A couple of female Superb Fairywrens frolic, while displaying their mating colours.
For some time I have had the desire for a telephoto zoom lens. While many amateur photographers desire any one of the Canon 70-200mm L-series lens, I lowered my sights and did some research. The end result is the Tamron SP 70-300 f/4-5.6 Di VC USD.
Simply put, a maximum focal range of 300mm is a significant zoom (especially considering my 1.6x APS-C sensor), that also comes with Vibration Compensation and an accurate, fast-focussing motor.
A lot of decisions come with compromise, but with great reviews this is a logical choice for the average amateur photographer, and doesn’t have the price tag associated with Canon’s premium lenses.
Let me repeat that – this lens is very highly regarded when it comes down to bang-for-buck. It will never perform as well as a Canon L-series equivalent, but it might just keep you in the good books with your beloved.
So while I’m not strictly into ‘birding’, most of the local fauna around these parts will flee well before I can get into my (previous) maximum of 70mm range.
Here are some more avian examples of the lens in action on a clear, bright morning with stunning blue skies. There are more bird varieties in the trees around here, which will no doubt appear soon in this blog – weather permitting!

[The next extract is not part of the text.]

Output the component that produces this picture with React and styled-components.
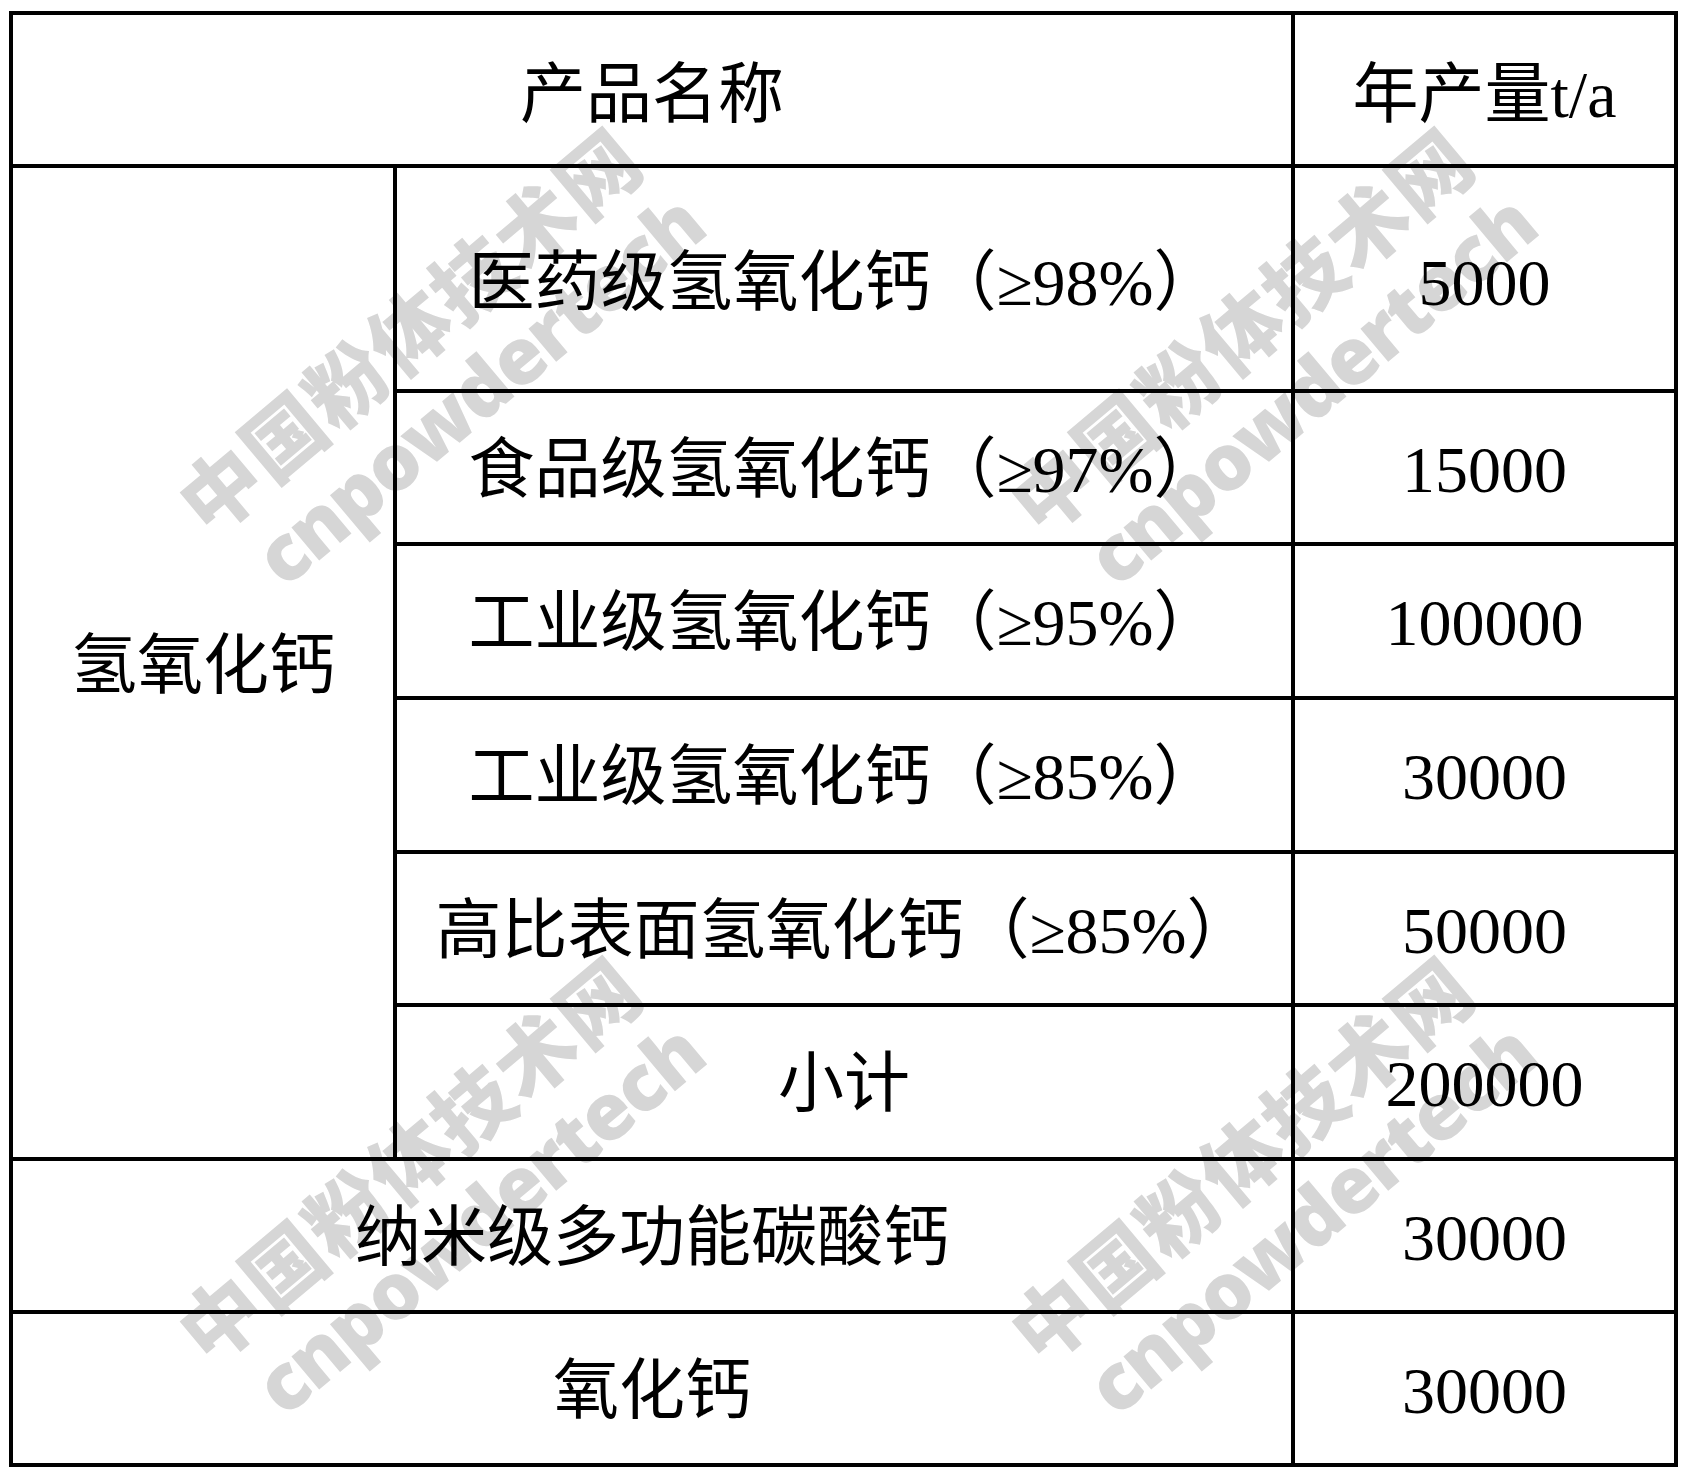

Next challenge is to capture some of the kangaroo’s in the area, without fear they are going to either run away from, or more importantly, straight at me. This lens will also be fantastic for capturing butterflies and dragonflies without having to get too close.
Female Superb Fairywren displaying mating colours
Male Superb Fairywren with full mating colours on display.
Bird on a Wire. Not Goldie Hawn, but a Willie Wagtail getting excited as I encroach on its territory.